The item discrimination index thus shows you how well your questions distinguished between students who understood the concepts that you had taught them versus those who did not.
Optimum Item Point-Biserial Correlation Coefficients
Very good item: 0.4 or higher
Good item: 0.30 to 0.39
Quite good items: 0.2 to 0.29
Poor items: 0.19 or lower
Very poor items: Anything in negative
Third Analysis: Cronbach's Alpha
Cronbach's Alpha tests whether your test was a consistent reliable measure of the concepts you taught and it will generally increase as the intercorrelations among your questions increase.
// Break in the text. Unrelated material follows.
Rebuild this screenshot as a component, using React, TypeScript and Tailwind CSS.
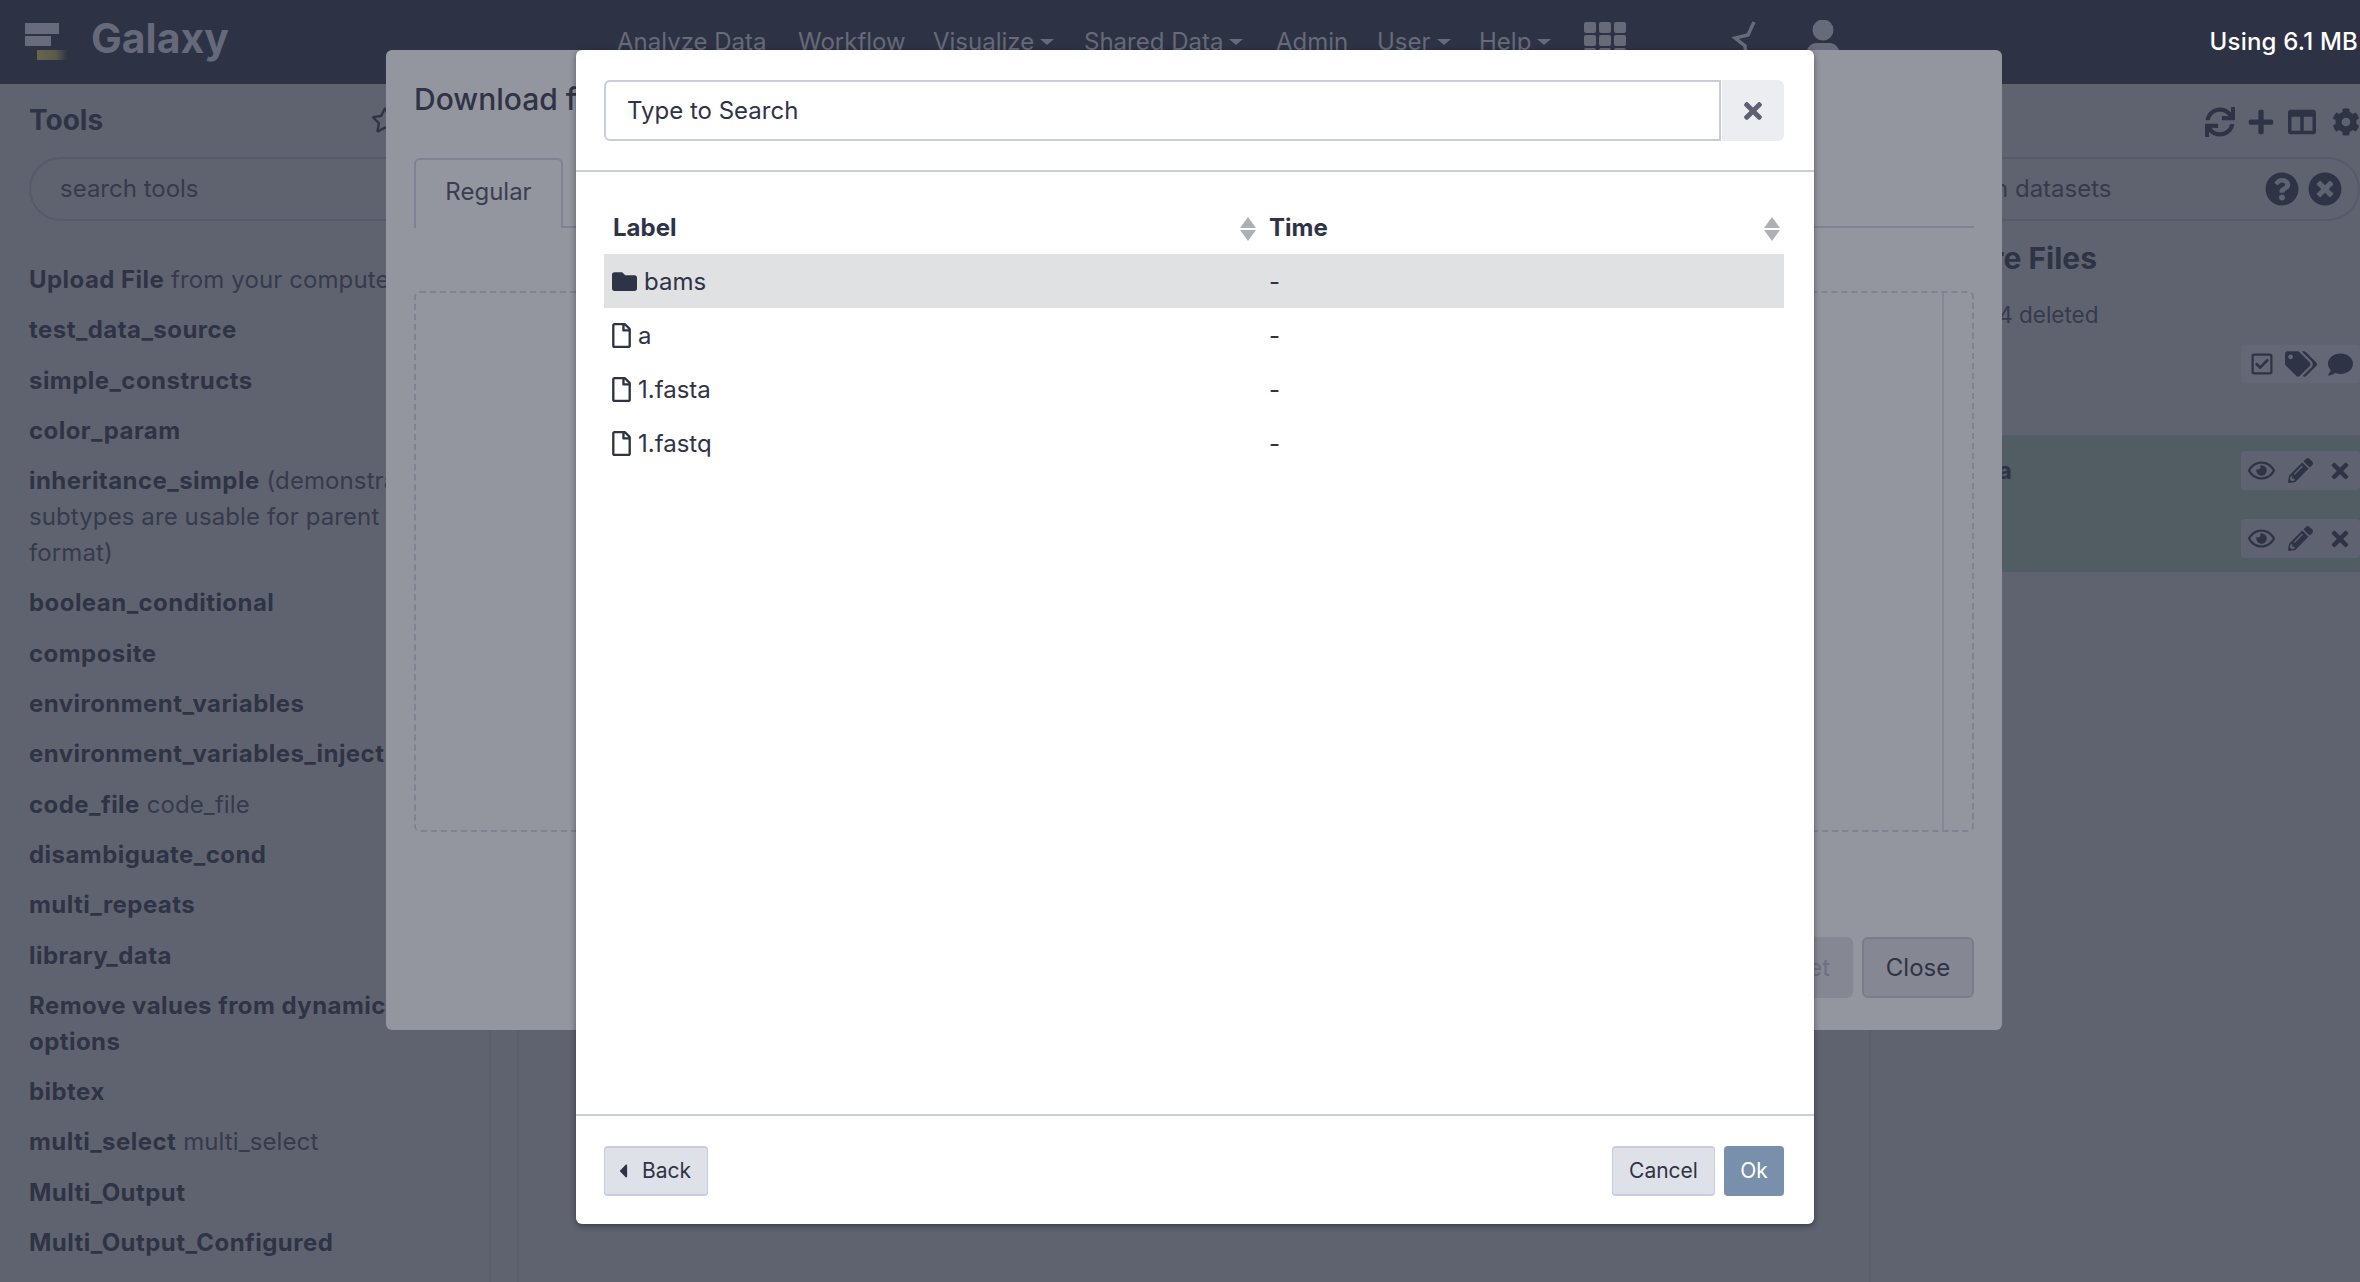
import { FaCog, FaColumns, FaComment, FaRegEye, FaFolder, FaPencilAlt, FaPlus, FaQuestionCircle, FaRegCheckSquare, FaRegFile, FaRegStar, FaSync, FaTags, FaTimes, FaTimesCircle, FaCaretLeft } from 'react-icons/fa';

type Tool = { name: string; desc?: string };

const tools: Tool[] = [
  { name: 'Upload File', desc: 'from your computer' },
  { name: 'test_data_source' },
  { name: 'simple_constructs' },
  { name: 'color_param' },
  { name: 'inheritance_simple', desc: '(demonstrates that\nsubtypes are usable for parent\nformat)' },
  { name: 'boolean_conditional' },
  { name: 'composite' },
  { name: 'environment_variables' },
  { name: 'environment_variables_inject' },
  { name: 'code_file', desc: 'code_file' },
  { name: 'disambiguate_cond' },
  { name: 'multi_repeats' },
  { name: 'library_data' },
  { name: 'Remove values from dynamic\noptions' },
  { name: 'bibtex' },
  { name: 'multi_select', desc: 'multi_select' },
  { name: 'Multi_Output' },
  { name: 'Multi_Output_Configured' },
];

const navItems = [
  { label: 'Analyze Data', w: 'w-[181px]' },
  { label: 'Workflow', w: 'w-[135px]' },
  { label: 'Visualize', caret: true, w: 'w-[151px]' },
  { label: 'Shared Data', caret: true, w: 'w-[192px]' },
  { label: 'Admin', w: 'w-[101px]' },
  { label: 'User', caret: true, w: 'w-[102px]' },
  { label: 'Help', caret: true, w: 'w-[104px]' },
];

const rows = [
  { label: 'bams', folder: true },
  { label: 'a' },
  { label: '1.fasta' },
  { label: '1.fastq' },
];

function SortArrows() {
  return (
    <svg width="16" height="24" viewBox="0 0 16 24" className="shrink-0">
      <path d="M8 0 16 11H0Z" fill="#adb0b3" />
      <path d="M8 24 16 13H0Z" fill="#adb0b3" />
    </svg>
  );
}

function GalaxyLogo() {
  return (
    <svg width="44" height="38" viewBox="0 0 44 38" className="shrink-0 blur-[0.7px]">
      <defs>
        <linearGradient id="logoFade" x1="0" x2="1" y1="0" y2="0">
          <stop offset="0" stopColor="#66654c" />
          <stop offset="0.6" stopColor="#5a5a4c" />
          <stop offset="1" stopColor="#2e3245" />
        </linearGradient>
      </defs>
      <rect x="0" y="0" width="34" height="11" fill="#676b7c" />
      <rect x="0" y="13" width="26" height="10" fill="#676b7c" />
      <rect x="12" y="27" width="31" height="10" fill="url(#logoFade)" />
    </svg>
  );
}

function GridIcon() {
  return (
    <svg width="42" height="38" viewBox="0 0 42 38" fill="#666a79" className="shrink-0">
      {[0, 13, 26].map((y) =>
        [0, 15, 30].map((x) => <rect key={`${x}-${y}`} x={x} y={y} width="12" height="11" rx="2" />)
      )}
    </svg>
  );
}

function ForkIcon() {
  return (
    <svg width="26" height="36" viewBox="0 0 26 36" fill="none" stroke="#666a79" strokeWidth="3.5" className="shrink-0">
      <path d="M22 2 16 15 3 18 13 26 14 36" />
    </svg>
  );
}

function UserIcon() {
  return (
    <svg width="36" height="40" viewBox="0 0 36 40" fill="#666a79" className="shrink-0">
      <circle cx="18" cy="10" r="10.5" />
      <path d="M1 36c0-8 5-13 10-13h14c5 0 10 5 10 13v4H1Z" />
    </svg>
  );
}

function ItemActions() {
  return (
    <span className="flex h-[39px] w-[119px] items-center rounded-[4px] bg-[#5f6371] pl-[7px]">
      <FaRegEye size={27} />
      <FaPencilAlt size={25} className="ml-[13px]" />
      <FaTimes size={24} className="ml-[15px]" />
    </span>
  );
}

export default function App() {
  return (
    <div className="relative w-[2360px] h-[1282px] overflow-hidden bg-[#5f636f] text-[24px] leading-[36px] text-[#2f3346] font-['Inter',sans-serif]">
      <header className="flex h-[84px] items-start bg-[#2e3245]">
        <div className="flex w-[617px] items-start pl-[25px] pt-[23px]">
          <GalaxyLogo />
          <span className="ml-[22px] mt-[-7px] text-[41px] leading-[44px] font-bold text-[#656979]">Galaxy</span>
        </div>
        <nav className="flex pt-[24px] text-[#666a79]">
          {navItems.map((n) => (
            <span key={n.label} className={`flex items-center whitespace-nowrap ${n.w}`}>
              {n.label}
              {n.caret && <span className="ml-[6px] h-0 w-0 border-x-[7px] border-t-[6px] border-x-transparent border-t-[#666a79]" />}
            </span>
          ))}
        </nav>
        <div className="flex flex-1 items-start pt-[20px]">
          <div className="ml-[1px] mt-[2px]"><GridIcon /></div>
          <div className="ml-[106px]">
            <ForkIcon />
          </div>
          <div className="ml-[47px]"><UserIcon /></div>
          <span className="ml-auto mt-[4px] mr-[2px] whitespace-nowrap font-medium tracking-[0.2px] text-white">Using 6.1 MB</span>
        </div>
      </header>

      <main className="flex h-[1198px]">
        <aside className="w-[491px] shrink-0 border-r-2 border-[#5a5e6a] pl-[29px]">
          <div className="flex h-[71px] items-center justify-between pr-[90px]">
            <span className="text-[28px] font-bold">Tools</span>
            <FaRegStar size={28} />
          </div>
          <div className="mt-[2px] flex h-[64px] w-[500px] items-center rounded-full border-2 border-[#565a6a] pl-[29px] text-[#363a4d]">search tools</div>
          <ul className="mt-[41px] w-[470px]">
            {tools.map((t) => (
              <li key={t.name} className="mb-[14.3px] whitespace-pre-line">
                <span className="font-bold tracking-[0.45px]">{t.name}</span>
                {t.desc && <span className="font-normal tracking-[0.1px] text-[#363a4d]"> {t.desc}</span>}
              </li>
            ))}
          </ul>
        </aside>
        <div className="w-[26px] shrink-0" />
        <section className="w-[1354px] shrink-0 border-x-2 border-[#5a5e6a]" />
        <aside className="flex-1 pl-[128px]">
          <div className="flex h-[73px] items-center justify-end pt-[2px] text-[#2f3346]">
            <FaSync size={30} />
            <FaPlus size={28} className="ml-[12px]" />
            <FaColumns size={28} className="ml-[13px]" />
            <FaCog size={28} className="ml-[16px]" />
          </div>
          <div className="ml-[-128px] flex h-[64px] items-center justify-end gap-[9px] rounded-r-full border-2 border-l-0 border-[#565a6a] pr-[16px]">
            <span className="mr-auto pl-[123px] text-[#363a4d]">n datasets</span>
            <FaQuestionCircle size={34} />
            <FaTimesCircle size={34} />
          </div>
          <div className="ml-[-128px] pl-[121px] pt-[19px] text-[30px] font-bold">re Files</div>
          <div className="ml-[-128px] pl-[118px] pt-[21px] text-[22.5px] text-[#363a4d]">14 deleted</div>
          <div className="mt-[12px] ml-auto flex h-[38px] w-[119px] items-center rounded-[4px] bg-[#646876] pl-[9px] text-[#2f3346]">
            <FaRegCheckSquare size={24} />
            <FaTags size={32} className="ml-[11px]" />
            <FaComment size={25} className="ml-[11px]" />
          </div>
          <div className="ml-[-128px] mt-[52px] h-[137px] border-t-2 border-[#585a6c] bg-[#525d63] pt-[14px]">
            <div className="relative flex h-[39px] items-center justify-end">
              <span className="absolute left-[118px] font-bold">ta</span>
              <ItemActions />
            </div>
            <div className="mt-[29px] flex h-[39px] items-center justify-end">
              <ItemActions />
            </div>
          </div>
        </aside>
      </main>

      {/* upload dialog, dimmed by the backdrop */}
      <div className="absolute left-[386px] top-[50px] flex h-[980px] w-[1616px] flex-col rounded-[6px] bg-[#93969f] px-[28px]">
        <div className="pt-[29px] text-[30px] leading-[40px] font-medium">Download from URL or upload files</div>
        <div className="mt-[39px] flex border-b-2 border-[#7f8290]">
          <span className="mb-[-2px] flex h-[70px] w-[149px] items-center justify-center rounded-t-[6px] border-2 border-b-0 border-[#7f8290] bg-[#93969f] pb-[4px] text-[#3a3e50]">Regular</span>
        </div>
        <div className="relative mt-[63px] h-[541px] rounded-[6px] border-2 border-dashed border-[#7f8290]">
          <div className="absolute right-[28px] top-0 h-full border-l-2 border-[#858894]" />
        </div>
        <div className="mt-[105px] flex justify-end gap-[9px]">
          <span className="flex h-[61px] items-center justify-center rounded-[6px] bg-[#858793] px-[23px] text-[#6d7080]">Reset</span>
          <span className="flex h-[61px] w-[112px] items-center justify-center rounded-[6px] border-2 border-[#7a7c8a] bg-[#858793]">Close</span>
        </div>
      </div>

      {/* file picker on top */}
      <div className="absolute left-[576px] top-[50px] flex h-[1174px] w-[1238px] flex-col rounded-[6px] bg-white shadow-[0_2px_6px_rgba(0,0,0,0.4)]">
        <div className="flex h-[122px] shrink-0 items-start border-b-2 border-[#c8ccdb] pl-[28px] pr-[30px] pt-[30px]">
          <div className="flex h-[61px] flex-1 items-center rounded-l-[6px] border-2 border-[#c8ccdb] pl-[21px] text-[#2f3346]">Type to Search</div>
          <div className="ml-[1px] flex h-[61px] w-[62px] items-center justify-center rounded-r-[6px] bg-[#ebedf1] text-[#5b6072]">
            <FaTimes size={26} />
          </div>
        </div>
        <div className="flex-1 pl-[28px] pr-[30px] pt-[30px]">
          <table className="w-full table-fixed border-collapse">
            <thead>
              <tr className="h-[52px] text-left">
                <th className="relative w-[648px] pl-[9px] font-bold">
                  Label
                  <span className="absolute right-[-4px] top-[15px]"><SortArrows /></span>
                </th>
                <th className="relative pl-[17px] font-bold">
                  Time
                  <span className="absolute right-[4px] top-[15px]"><SortArrows /></span>
                </th>
              </tr>
            </thead>
            <tbody>
              {rows.map((r) => (
                <tr key={r.label} className={`h-[54px] ${r.folder ? 'bg-[#e0e1e3]' : ''}`}>
                  <td className="pl-[8px] pt-[1px]">
                    <span className="flex items-center">
                      {r.folder ? <FaFolder size={25} /> : <FaRegFile className="h-[25px] w-[19px]" />}
                      <span className="ml-[7px]">{r.label}</span>
                    </span>
                  </td>
                  <td className="pl-[17px] pt-[1px]">-</td>
                </tr>
              ))}
            </tbody>
          </table>
        </div>
        <div className="flex h-[110px] shrink-0 items-start justify-between border-t-2 border-[#c8ccdb] pl-[28px] pr-[30px] pt-[30px] text-[21px]">
          <span className="flex h-[50px] w-[104px] items-center gap-[8px] rounded-[4px] border-y-2 border-x border-[#c8ccdb] bg-[#dee2e8] pl-[7px]">
            <FaCaretLeft size={22} />
            Back
          </span>
          <div className="flex gap-[9px]">
            <span className="flex h-[50px] w-[103px] items-center justify-center rounded-[4px] border-y-2 border-x border-[#c8ccdb] bg-[#dee2e8]">Cancel</span>
            <span className="flex h-[50px] w-[60px] items-center justify-center rounded-[4px] bg-[#7890ab] text-white">Ok</span>
          </div>
        </div>
      </div>
    </div>
  );
}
When you calculate Cronbach's Alpha you will get a number that will range from zero to plus one. The higher your alpha the more your questions are measuring the underlying concept as a whole. If all the questions in your exam are independent from one another, alpha will edge toward zero. Your alpha score should be above 0.5 otherwise your test is considered not statistically reliable.
Alpha for my test paper came out at above 0.7, as can be seen in the table below, suggesting it was quite a reliable test of what I'd set out to evaluate.
Statistical analysis (quantitative checks) are postvalidation protocols. That is they can take place after examinees have taken the test. The statistics will flag up items for review. The questions can then be checked for the quality of their writing. Again, this human checking is a postvalidation protocol.
However, before an educator gets to these stages, there should have been prevalidation measures in place to check the quality of the exam items prior to the exam having been approved for distribution to students in the exam hall. It is best to check multiple choice exam items against a check list to make sure the grammar, wording and subject accuracy are acceptable. The teacher creating the test should be checking this as a start point when they build a test, not just waiting for those above them in managerial or department head positions to check on their behalf. Sometimes there are common construction errors that teachers are not aware of and these could be easily avoided by using guidelines such as those created by Hansen and Dexter.